SOUNDS: The musical score is straight-up action, not wacky. This definitely was the right choice, and adds to the vibe of the film. I don’t remember any songs standing out, except for the bad music blaring during Judd Hirsch’s big scene (Hirsch is underutilized).
BEST SCENE: Slide wants the gang to prove they can handle themselves, so he explains to everyone they must go steal something in the mall.
ENDING: I didn’t feel like the entire gang had a proper goodbye, but how they pull everything off is good enough.
QUESTIONS: How did the gang convince Arthur’s lawyer and the FBI that the court date changed? Why didn’t Josh explain to Slide earlier in life that they knew each other? How much weight can your elevator hold? How much does that car weigh? Why own a secret safe and have nothing in it?
REWATCHABILITY: I doubt I’ll ever see this movie again, but if I happen across it on cable, I wouldn’t mind.
When would be the perfect time to have Ben Stiller and Eddie Murphy in a movie together? You can’t say the ’80s (Murphy’s apex) because Stiller wasn’t relevant yet. There’s Something About Mary and Bowfinger happened a year apart. That’s over a dozen years ago. So these two aren’t exactly hitting home runs every time out right about now. Still, it’s a good move for both of them, and they work pretty well together here. Ratner seems to have replaced Chris Tucker with Eddie Murphy (the original, superior Tucker-type) with positive results.

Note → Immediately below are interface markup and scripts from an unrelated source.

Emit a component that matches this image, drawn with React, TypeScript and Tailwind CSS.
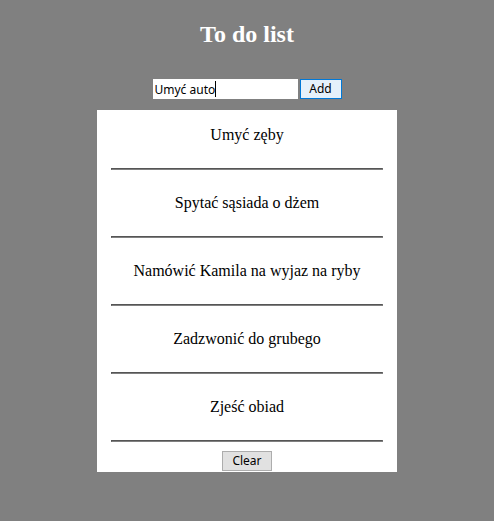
import { Fragment, useState } from "react";
import type { FormEvent } from "react";

const initialTasks = [
  "Umyć zęby",
  "Spytać sąsiada o dżem",
  "Namówić Kamila na wyjaz na ryby",
  "Zadzwonić do grubego",
  "Zjeść obiad",
];

const controlFont = "font-['Noto_Sans',sans-serif] text-[12px] leading-4";

export default function App() {
  const [tasks, setTasks] = useState(initialTasks);
  const [draft, setDraft] = useState("Umyć auto");

  const addTask = (event: FormEvent) => {
    event.preventDefault();
    if (!draft.trim()) return;
    setTasks([...tasks, draft.trim()]);
    setDraft("");
  };

  return (
    <main className="flex min-h-screen flex-col items-center bg-[#808080] pt-5 pb-12 font-['Liberation_Serif',serif] text-base leading-[18px] text-black">
      <h1 className="text-2xl leading-7 font-bold text-white">To do list</h1>

      <form onSubmit={addTask} className="mt-[31px] flex gap-0.5">
        <div className={`relative w-[145px] ${controlFont}`}>
          <input
            type="text"
            aria-label="New task"
            value={draft}
            onChange={(event) => setDraft(event.target.value)}
            className="block h-5 w-full bg-white px-0.5 caret-transparent outline-none"
          />
          <span
            aria-hidden="true"
            className="pointer-events-none absolute top-0.5 left-0.5 h-4 border-r border-black whitespace-pre text-transparent"
          >
            {draft}
          </span>
        </div>
        <button
          type="submit"
          className={`h-5 w-[42px] border border-[#0078d7] bg-[#e5f1fb] ${controlFont}`}
        >
          Add
        </button>
      </form>

      <section className="mt-[11px] flex w-full max-w-[300px] flex-col bg-white px-3.5 pb-px text-center">
        {tasks.map((task, index) => (
          <Fragment key={index}>
            <p className={index === 0 ? "mt-4 mb-6" : "my-6"}>{task}</p>
            <hr className="h-0.5 border border-t-[#555555] border-r-[#808080] border-b-[#808080] border-l-[#555555]" />
          </Fragment>
        ))}
        <button
          type="button"
          onClick={() => setTasks([])}
          className={`mt-[9px] h-5 w-[50px] self-center border border-[#adadad] bg-[#e1e1e1] ${controlFont}`}
        >
          Clear
        </button>
      </section>
    </main>
  );
}
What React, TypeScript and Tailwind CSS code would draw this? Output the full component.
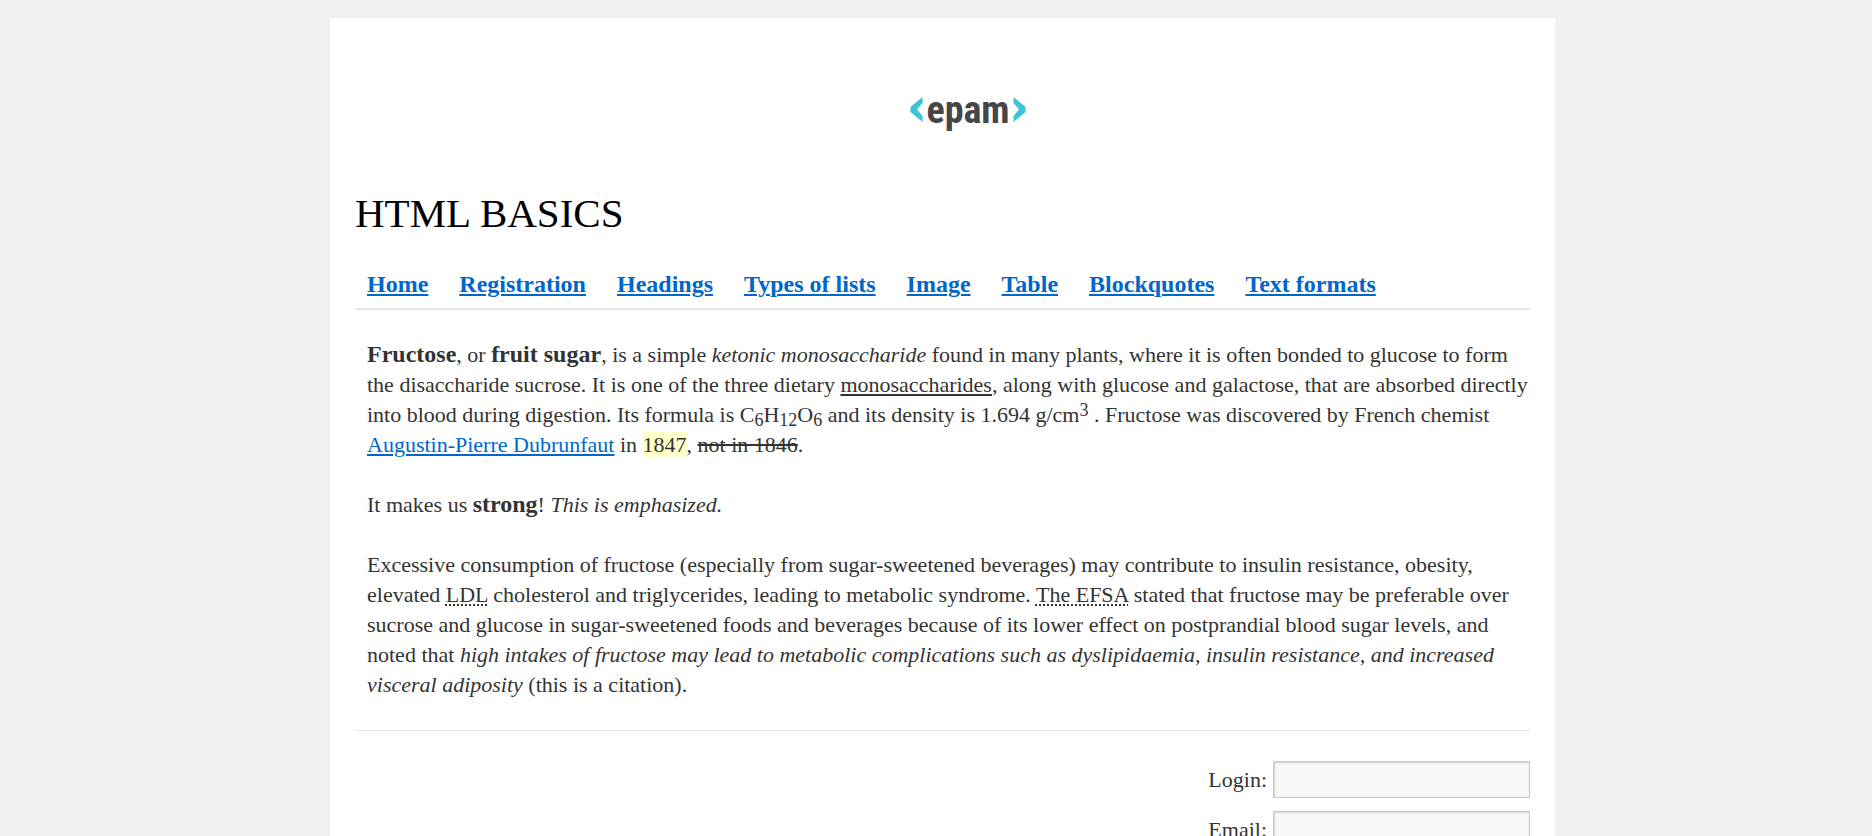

For me, this is my favorite Ratner film, but that’s not saying too much. Each character is pretty well established, with actual heart and compassion added into the comedy and action. The action eventually overtakes the movie and the pieces don’t totally fit. What did Slide teach the guys that they actually use during the heist? Nagging questions like that keep popping up in a very basic second half. It doesn’t ruin the strong first half of the film, but it does slide, and I’m not talking about Murphy’s character. Tower Heist is like a less funny Office Space with bigger stakes. The fun becomes a little ordinary, but the likeability of the cast keeps it entertaining.